Digging into the details — Mars has endured a lot of meteor and comet impacts in its 4.6 billion-year history, and Karratha Crater actually marks the spot where a space rock slammed into another, larger crater called Dampier, about 5 million years ago. At the time, Dampier was filled with rocky debris that had been blasted out of the ground by an even earlier impact 30 kilometers away, which left behind a crater called Khujirt Crater.

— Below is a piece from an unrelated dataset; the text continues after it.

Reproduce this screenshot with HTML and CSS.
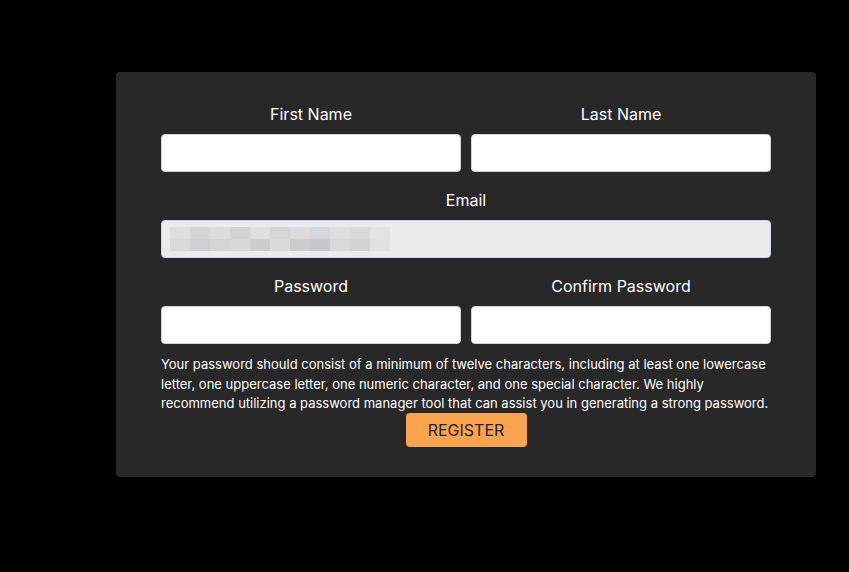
FILE: index.html
```html
<!DOCTYPE html>
<html>
<head>
<meta charset="utf-8">
<link rel="stylesheet" href="styles.css">
</head>
<body>
<div class="page">
  <form class="card">
    <div class="row two">
      <div class="field">
        <label class="label">First Name</label>
        <input class="input" type="text">
      </div>
      <div class="field">
        <label class="label">Last Name</label>
        <input class="input" type="text">
      </div>
    </div>
    <div class="row">
      <div class="field">
        <label class="label">Email</label>
        <div class="input disabled">
          <div class="blur">
            <span class="px p1"></span><span class="px p2"></span><span class="px p3"></span><span class="px p4"></span><span class="px p5"></span><span class="px p6"></span><span class="px p7"></span><span class="px p8"></span><span class="px p9"></span><span class="px p10"></span><span class="px p11"></span>
            <span class="px q1"></span><span class="px q2"></span><span class="px q3"></span><span class="px q4"></span><span class="px q5"></span><span class="px q6"></span><span class="px q7"></span><span class="px q8"></span><span class="px q9"></span><span class="px q10"></span><span class="px q11"></span>
          </div>
        </div>
      </div>
    </div>
    <div class="row two">
      <div class="field">
        <label class="label">Password</label>
        <input class="input" type="password">
      </div>
      <div class="field">
        <label class="label">Confirm Password</label>
        <input class="input" type="password">
      </div>
    </div>
    <p class="hint">Your password should consist of a minimum of twelve characters, including at least one lowercase letter, one uppercase letter, one numeric character, and one special character. We highly recommend utilizing a password manager tool that can assist you in generating a strong password.</p>
    <div class="actions">
      <button class="btn" type="button">REGISTER</button>
    </div>
  </form>
</div>
</body>
</html>
```
FILE: styles.css
```css
* { box-sizing: border-box; }
html, body { margin: 0; padding: 0; background: #000; }
body { font-family: Inter, "Noto Sans", sans-serif; color: #fff; }
.page { padding: 72px 0 0 116px; }
.card {
  width: 700px;
  background: #282828;
  border-radius: 4px;
  padding: 30px 45px 30px 45px;
  display: flex;
  flex-direction: column;
  gap: 16px;
}
.row { display: grid; grid-template-columns: 1fr; gap: 10px; }
.row.two { grid-template-columns: 1fr 1fr; }
.field { display: flex; flex-direction: column; }
.label {
  text-align: center;
  font-size: 16px;
  line-height: 24px;
  margin-bottom: 8px;
}
.input {
  height: 38px;
  width: 100%;
  border: 1px solid #ced4da;
  border-radius: 4px;
  background: #fff;
  font: inherit;
  padding: 0 12px;
}
.input.disabled { background: #e9ecef; display: flex; align-items: center; padding: 0 8px; }
.blur { display: grid; grid-template-columns: repeat(11, 20px); grid-template-rows: 12px 12px; }
.px { display: block; }
.p1 { background: #dcdee1; } .p2 { background: #d3d5d8; } .p3 { background: #dadcdf; } .p4 { background: #d1d3d6; }
.p5 { background: #dedfe2; } .p6 { background: #d6d6d8; } .p7 { background: #dcdadb; } .p8 { background: #d5d7da; }
.p9 { background: #dcdee1; } .p10 { background: #d6d8db; } .p11 { background: #e1e3e6; }
.q1 { background: #d8d9dc; } .q2 { background: #cdd0d4; } .q3 { background: #d3d5d8; } .q4 { background: #d6d7da; }
.q5 { background: #cbcdd1; } .q6 { background: #d9dbde; } .q7 { background: #c9cbcf; } .q8 { background: #c6c8cd; }
.q9 { background: #d7d9dc; } .q10 { background: #d2d4d7; } .q11 { background: #dfe1e4; }
.hint {
  margin: -5px 0 0 0;
  font-size: 13px;
  line-height: 19.5px;
}
.actions { display: flex; justify-content: center; margin-top: -17px; }
.btn {
  width: 121px;
  height: 34px;
  background: #fba450;
  color: #222;
  border: none;
  border-radius: 4px;
  font-family: Inter, "Noto Sans", sans-serif;
  font-size: 16px;
}
```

In other words, the oldest pieces of NWA 7034 started out as part of a 4.48 billion-year-old rock layer in Mars’ southern hemisphere, quietly minding its rocky business. About 1.5 billion years ago, a massive meteor smashed into Mars, blasting melted bits of rock and regolith into the Martian sky. Some of that material fell back to Mars in Dampier Crater, filling it with a 60-meter-deep blanket of relocated bedrock, including bits of what would become the meteorite NWA 7034.

And then, about 5 million years ago, another huge, fast-moving space rock plowed into Dampier Crater. In the process, it flung debris from the Khujirt impact out into space. Eventually, some of that rocky debris landed in the Sahara Desert here on Earth.

What’s Next – Lagain and his colleagues want to use the same methods to trace other Martian meteorites to their craters of origin. “Each Martian rock is a ‘free return sample’ if we know their precise origin on the surface and geological context of formation,” says Lagain.

They’re also teaching their algorithm to recognize craters on the surface of Mercury and the Moon, but for a different reason: to figure out the age of different parts of each world’s surface.

“An older planetary surface being exposed longer to the meteoritic bombardment, it contains statistically more craters than a younger terrain,” explains Lagain. “This method is currently the only one we can use to date extraterrestrial surfaces.”